PINTO0309 / PINTO_model_zoo

A repository for storing models that have been inter-converted between various frameworks. Supported frameworks are TensorFlow, PyTorch, ONNX, OpenVINO, TFJS, TFTRT, TensorFlowLite (Float32/16/INT8), EdgeTPU, CoreML.
https://qiita.com/PINTO
MIT License
3.5k stars 566 forks source link

Questions about BlazePose #97

Closed vladmandic closed 3 years ago

vladmandic commented 3 years ago

Questions about BlazePose

blazepose consists of three models:

Issue 1: All MediaPipe docs refer to older version of model with 33 keypoints instead of 39

Does anyone have a definite list of keypoint annotations? I think I figured it out with trial&error for full body model, but upper body model doesn't match.

Issue 2: Keypoints detectors work fine if body is centered in frame - that's why there is detector model to start with.

But, what is the output of detector model? Two tensors with shapes [1, 896] and [896, 12].

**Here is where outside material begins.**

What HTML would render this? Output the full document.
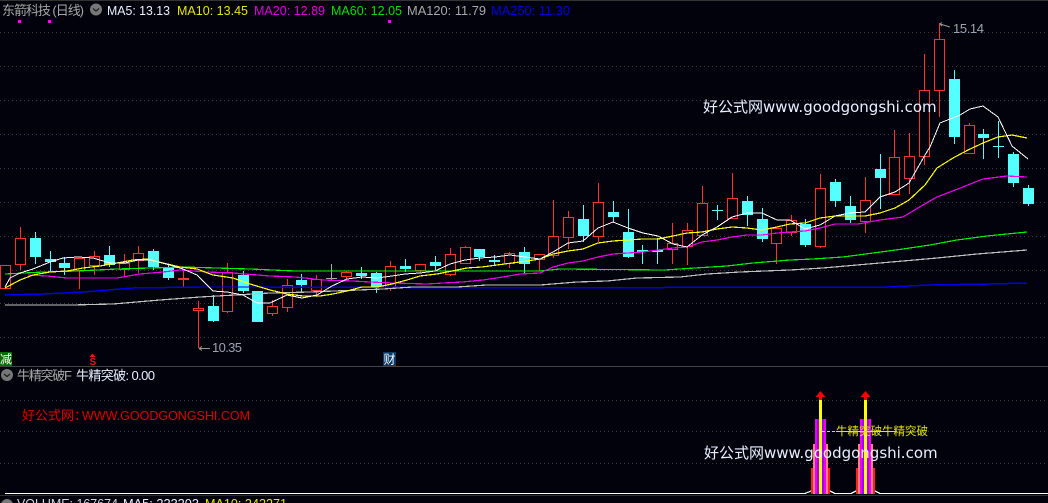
<!DOCTYPE html>
<html lang="zh">
<head>
<meta charset="utf-8">
<title>东箭科技 (日线)</title>
<style>
html,body{margin:0;padding:0;background:#02020c;width:1048px;height:503px;overflow:hidden}
svg{display:block;position:absolute;left:0;top:0}
text{font-family:"Liberation Sans","Noto Sans CJK SC",sans-serif;font-size:13px;white-space:pre}
text.wm{font-family:"DejaVu Sans","Noto Sans CJK SC",sans-serif;font-size:15px}
</style>
</head>
<body>
<svg width="1048" height="503" viewBox="0 0 1048 503" xmlns="http://www.w3.org/2000/svg">
<rect width="1048" height="503" fill="#02020c"/>
<path d="M0 0.5H1048" stroke="#333" shape-rendering="crispEdges"/>
<g stroke="#3c3c3c" stroke-dasharray="1 3" shape-rendering="crispEdges">
<path d="M0 32.5H1048M0 66.5H1048M0 100.5H1048M0 134.5H1048M0 168.5H1048M0 202.5H1048M0 236.5H1048M0 270.5H1048M0 303.5H1048M0 337.5H1048M0 400.5H1048M0 431.5H1048M0 463.5H1048"/>
</g>
<path d="M0 366.5H1048" stroke="#444" shape-rendering="crispEdges"/>

<g shape-rendering="crispEdges">
<path fill="#02020c" stroke="#ff3232" d="M0.5 265.5h10v23h-10z
M20.5 227V238M20.5 264V270M15.5 238.5h10v26h-10z
M79.5 270V289M74.5 258.5h10v12h-10z
M94.5 251V256M94.5 265V275M89.5 256.5h10v9h-10z
M124.5 254V263M124.5 269V276M119.5 263.5h10v6h-10z
M138.5 246V253M138.5 260V273M133.5 253.5h10v7h-10z
M183.5 271V278M183.5 280V287M178.5 278.5h10v1h-10z
M198.5 301V308M198.5 311V348M193.5 308.5h10v2h-10z
M227.5 263V272M227.5 311V313M222.5 272.5h10v39h-10z
M272.5 300V306M272.5 313V316M267.5 306.5h10v7h-10z
M287.5 279V285M287.5 307V312M282.5 285.5h10v22h-10z
M316.5 275V279M316.5 290V297M311.5 279.5h10v11h-10z
M346.5 271V272M346.5 276V279M341.5 272.5h10v4h-10z
M390.5 261V266M390.5 288V291M385.5 266.5h10v22h-10z
M420.5 270V273M415.5 264.5h10v6h-10z
M450.5 248V254M450.5 274V276M445.5 254.5h10v20h-10z
M465.5 246V247M460.5 247.5h10v16h-10z
M509.5 252V253M509.5 263V268M504.5 253.5h10v10h-10z
M539.5 259V271M534.5 254.5h10v5h-10z
M553.5 200V236M553.5 255V258M548.5 236.5h10v19h-10z
M568.5 211V217M568.5 237V249M563.5 217.5h10v20h-10z
M598.5 183V202M598.5 236V242M593.5 202.5h10v34h-10z
M672.5 223V243M672.5 249V264M667.5 243.5h10v6h-10z
M687.5 223V230M687.5 246V265M682.5 230.5h10v16h-10z
M702.5 186V203M697.5 203.5h10v32h-10z
M732.5 173V198M727.5 198.5h10v20h-10z
M776.5 243V264M771.5 228.5h10v15h-10z
M791.5 215V220M791.5 232V236M786.5 220.5h10v12h-10z
M820.5 174V188M820.5 246V248M815.5 188.5h10v58h-10z
M865.5 177V200M865.5 221V233M860.5 200.5h10v21h-10z
M894.5 130V157M889.5 157.5h10v37h-10z
M909.5 133V156M909.5 178V194M904.5 156.5h10v22h-10z
M924.5 54V90M924.5 156V165M919.5 90.5h10v66h-10z
M939.5 23V39M939.5 90V117M934.5 39.5h10v51h-10z
M969.5 123V125M964.5 125.5h10v28h-10z"/>
<path fill="none" stroke="#54ffff" d="M35.5 232V264M50.5 251V271M64.5 257V275M109.5 246V267M153.5 249V270M168.5 264V280M213.5 295V322M243.5 271V293M301.5 274V292M361.5 267V279M376.5 272V293M405.5 259V272M435.5 256V270M479.5 249V261M494.5 255V265M524.5 247V273M583.5 205V242M613.5 201V222M628.5 209V258M642.5 245V264M657.5 238V264M717.5 205V220M747.5 196V226M762.5 208V242M805.5 219V247M835.5 179V207M850.5 196V223M880.5 154V209M954.5 70V144M983.5 129V159M998.5 121V158M1013.5 152V187M1028.5 185V206"/>
<path fill="#54ffff" d="M30 238h11v19h-11zM45 259h11v3h-11zM59 263h11v5h-11zM104 255h11v10h-11zM148 251h11v16h-11zM163 268h11v10h-11zM208 306h11v15h-11zM238 275h11v16h-11zM252 291h11v31h-11zM296 280h11v5h-11zM356 273h11v3h-11zM371 273h11v15h-11zM400 266h11v3h-11zM430 262h11v4h-11zM474 249h11v8h-11zM489 260h11v2h-11zM519 252h11v12h-11zM578 219h11v17h-11zM608 212h11v5h-11zM623 232h11v25h-11zM637 250h11v2h-11zM652 250h11v2h-11zM712 210h11v1h-11zM742 201h11v14h-11zM757 219h11v20h-11zM800 224h11v21h-11zM830 182h11v19h-11zM845 206h11v14h-11zM875 169h11v9h-11zM949 79h11v58h-11zM978 134h11v4h-11zM993 146h11v1h-11zM1008 154h11v29h-11zM1023 188h11v16h-11z"/>
<path stroke="#aaaaaa" fill="none" d="M331.5 264V281M326 278.5H337"/>
</g>

<g fill="none" shape-rendering="crispEdges">
<polyline stroke="#0000e6" stroke-width="1.5" points="5,295 43,294 83,292 133,288 200,287 270,287 540,288 790,287 887,287 930,285 990,284 1027,283"/>
<polyline stroke="#c0c0c0" stroke-width="1.2" points="5,305 72,305 113,304 160,300 200,297 270,293 310,292 383,289 413,287 457,287 487,285 540,285 577,282 607,281 637,278 680,277 707,274 740,272 790,270 823,268 857,265 903,261 937,258 977,254 1027,250"/>
<polyline stroke="#00f000" stroke-width="1.2" points="5,274 43,272 77,271 117,269 183,267 250,269 295,271 540,271 560,269 665,270 695,268 727,266 753,263 790,260 813,259 843,257 873,253 903,249 930,245 957,240 987,236 1027,232"/>
<polyline stroke="#f000f0" stroke-width="1.2" points="28,275 47,276 67,278 90,278 117,278 140,274 163,272 180,270 207,272 233,273 270,276 295,277 305,278 323,280 353,281 370,282 393,283 427,284 443,283 462,282 483,280 503,277 520,274 540,273 553,267 568,263 583,261 598,257 613,254 628,253 643,252 658,250 673,248 687,247 702,242 717,240 732,237 747,235 762,235 777,233 790,232 805,231 820,228 835,224 858,224 880,220 903,217 923,205 937,197 963,187 983,179 1007,176 1027,177"/>
<polyline stroke="#ffff00" stroke-width="1.2" points="5,288 20,280 33,275 50,272 67,271 83,268 100,266 117,263 133,260 147,259 163,263 180,267 197,269 213,275 233,278 250,284 270,290 287,294 303,296 320,296 333,294 347,291 362,287 377,287 392,284 407,280 420,276 437,274 452,271 467,268 482,267 497,265 512,263 527,261 540,259 553,254 568,251 583,249 598,243 613,241 628,240 643,239 658,239 673,236 687,233 702,232 717,229 732,227 747,228 762,230 777,227 790,224 805,223 820,218 835,216 850,216 865,216 880,213 895,208 909,200 925,185 937,168 953,158 968,150 983,143 998,137 1012,135 1027,138"/>
<polyline stroke="#ffffff" stroke-width="1" points="5,287 10,278 20,273 33,269 50,262 63,258 78,257 93,258 110,263 125,263 138,260 150,260 170,265 183,269 197,275 213,291 227,292 243,295 257,303 270,303 287,295 302,298 317,295 332,286 347,279 362,277 377,278 392,276 405,274 420,273 435,271 450,264 465,260 480,258 495,257 510,255 525,257 540,259 553,252 568,243 583,241 598,228 613,222 628,228 643,233 658,236 673,244 687,247 702,235 717,227 732,217 747,213 762,213 777,220 790,220 805,229 820,225 835,216 850,213 865,212 880,197 895,192 909,183 925,155 930,147 940,123 960,115 970,109 983,106 998,117 1012,146 1028,159"/>
</g>

<g fill="#ff00ff">
<rect x="18" y="20" width="3" height="3"/>
<rect x="48" y="20" width="3" height="3"/>
<rect x="388" y="20" width="3" height="3"/>
</g>

<text x="2" y="15" fill="#a8a8a8" textLength="82">东箭科技 (日线)</text>
<circle cx="96" cy="9.5" r="6" fill="#777"/>
<path d="M93 8.5l3 2.5 3-2.5" fill="none" stroke="#222" stroke-width="1.3"/>
<text x="107" y="15" fill="#e8f0ff" textLength="63" lengthAdjust="spacingAndGlyphs">MA5: 13.13</text>
<text x="177" y="15" fill="#e6e600" textLength="71" lengthAdjust="spacingAndGlyphs">MA10: 13.45</text>
<text x="254" y="15" fill="#e000e0" textLength="71" lengthAdjust="spacingAndGlyphs">MA20: 12.89</text>
<text x="331" y="15" fill="#00e000" textLength="71" lengthAdjust="spacingAndGlyphs">MA60: 12.05</text>
<text x="407" y="15" fill="#a8a8a8" textLength="79" lengthAdjust="spacingAndGlyphs">MA120: 11.79</text>
<text x="491" y="15" fill="#0000e0" textLength="79" lengthAdjust="spacingAndGlyphs">MA250: 11.30</text>

<path d="M940 24l10 3M940 24l2-1.500M940 24l2 2" stroke="#999" fill="none"/>
<text x="953" y="33" fill="#9aa4b0" textLength="31">15.14</text>
<path d="M199 348.500H210M199 348.500l3-2M199 348.500l3 2" stroke="#999" fill="none"/>
<text x="212" y="352" fill="#9aa4b0" textLength="30">10.35</text>

<text class="wm" x="703" y="112" fill="#e8f0ff">好公式网www.goodgongshi.com</text>

<rect x="0" y="352" width="12" height="14" fill="#0a6a0a"/>
<text x="0" y="363.500" fill="#fff" style="font-size:12px">减</text>
<text x="89.500" y="365" fill="#ff1010" style="font-size:10px;font-weight:bold">S</text>
<path d="M92.500 353.500l-3 3.500h6z" fill="#ff1010"/>
<rect x="383" y="352" width="13" height="14" fill="#0a3a6a"/>
<text x="383.500" y="363.500" fill="#fff" style="font-size:12px">财</text>

<circle cx="7" cy="375" r="6" fill="#777"/>
<path d="M4 374l3 2.500 3-2.500" fill="none" stroke="#222" stroke-width="1.3"/>
<text x="17" y="380" fill="#a8a8a8" textLength="55">牛精突破F</text>
<text x="76" y="380" fill="#e8f0ff" textLength="79">牛精突破: 0.00</text>
<text x="22" y="420" fill="#e00000">好公式网：</text>
<text x="82" y="420" fill="#e00000" textLength="168" lengthAdjust="spacingAndGlyphs">WWW.GOODGONGSHI.COM</text>

<g shape-rendering="crispEdges">
<g>
<rect x="811" y="468" width="19" height="26" fill="#ff2020"/>
<rect x="813" y="444" width="15" height="50" fill="#ff8080"/>
<rect x="815" y="419" width="11" height="75" fill="#f000f0"/>
<rect x="817" y="419" width="7" height="75" fill="#a000ff"/>
<rect x="819" y="400" width="3" height="94" fill="#ffff00"/>
<rect x="819" y="396" width="3" height="4" fill="#ff0000"/>
</g>
<g transform="translate(45 0)">
<rect x="811" y="468" width="19" height="26" fill="#ff2020"/>
<rect x="813" y="444" width="15" height="50" fill="#ff8080"/>
<rect x="815" y="419" width="11" height="75" fill="#f000f0"/>
<rect x="817" y="419" width="7" height="75" fill="#a000ff"/>
<rect x="819" y="400" width="3" height="94" fill="#ffff00"/>
<rect x="819" y="396" width="3" height="4" fill="#ff0000"/>
</g>
</g>
<path d="M820.500 391l5 6h-10z" fill="#ff0000"/>
<path d="M865.500 391l5 6h-10z" fill="#ff0000"/>

<path d="M5 493.500H805L811 491M830 491L835 493.500H851L856 491M875 491L880 493.500H1048" fill="none" stroke="#fff" stroke-width="1.200" shape-rendering="crispEdges"/>
<path d="M0 495.500H1048" stroke="#333" shape-rendering="crispEdges"/>

<path d="M822 431.500H835" stroke="#e6e600" stroke-dasharray="3 2" shape-rendering="crispEdges"/>
<path d="M836 431.500H895" stroke="#e6e600" shape-rendering="crispEdges"/>
<text x="836" y="435" fill="#e6e600" style="font-size:11.500px">牛精突破</text>
<text x="882" y="435" fill="#e6e600" style="font-size:11.500px">牛精突破</text>

<text class="wm" x="704" y="458" fill="#e8f0ff">好公式网www.goodgongshi.com</text>

<circle cx="7" cy="505" r="6" fill="#777"/>
<text x="17" y="508" fill="#d0d8e0" textLength="101" lengthAdjust="spacingAndGlyphs">VOLUME: 167674</text>
<text x="123" y="508" fill="#e8f0ff" textLength="76" lengthAdjust="spacingAndGlyphs">MA5: 223203</text>
<text x="205" y="508" fill="#e6e600" textLength="82" lengthAdjust="spacingAndGlyphs">MA10: 242271</text>
</svg>
</body>
</html>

My best guess is to run argMax on first tensor and use that to extract 12 values from second tensor as 6 points. And still have no idea what those are.

All I could find is this:

... we trained a face detector, inspired by our sub-millisecond BlazeFace model, as a proxy for a pose detector. ... two additional virtual keypoints that firmly describe the human body center, rotation and scale as a circle.

Any clue?

I've tried rescaling and plotting them, but they don't make much sense.

All the implementations I could find in the wild do not utilize detector, they only do keypoints.

Btw, if anyone wants to see my test implementation (like I said, full and upper decoders are working nicely), it's at:
https://github.com/vladmandic/blazepose

vladmandic commented 3 years ago

found it in https://github.com/geaxgx/depthai_blazepose

ovshake commented 1 year ago

Hi @vladmandic , I tried plotting the x,y,z as well as just the x,y. (x,y) does match with the image, but x,y,z doesn't match. Is there any preprocessing required to get the correct z coordinate?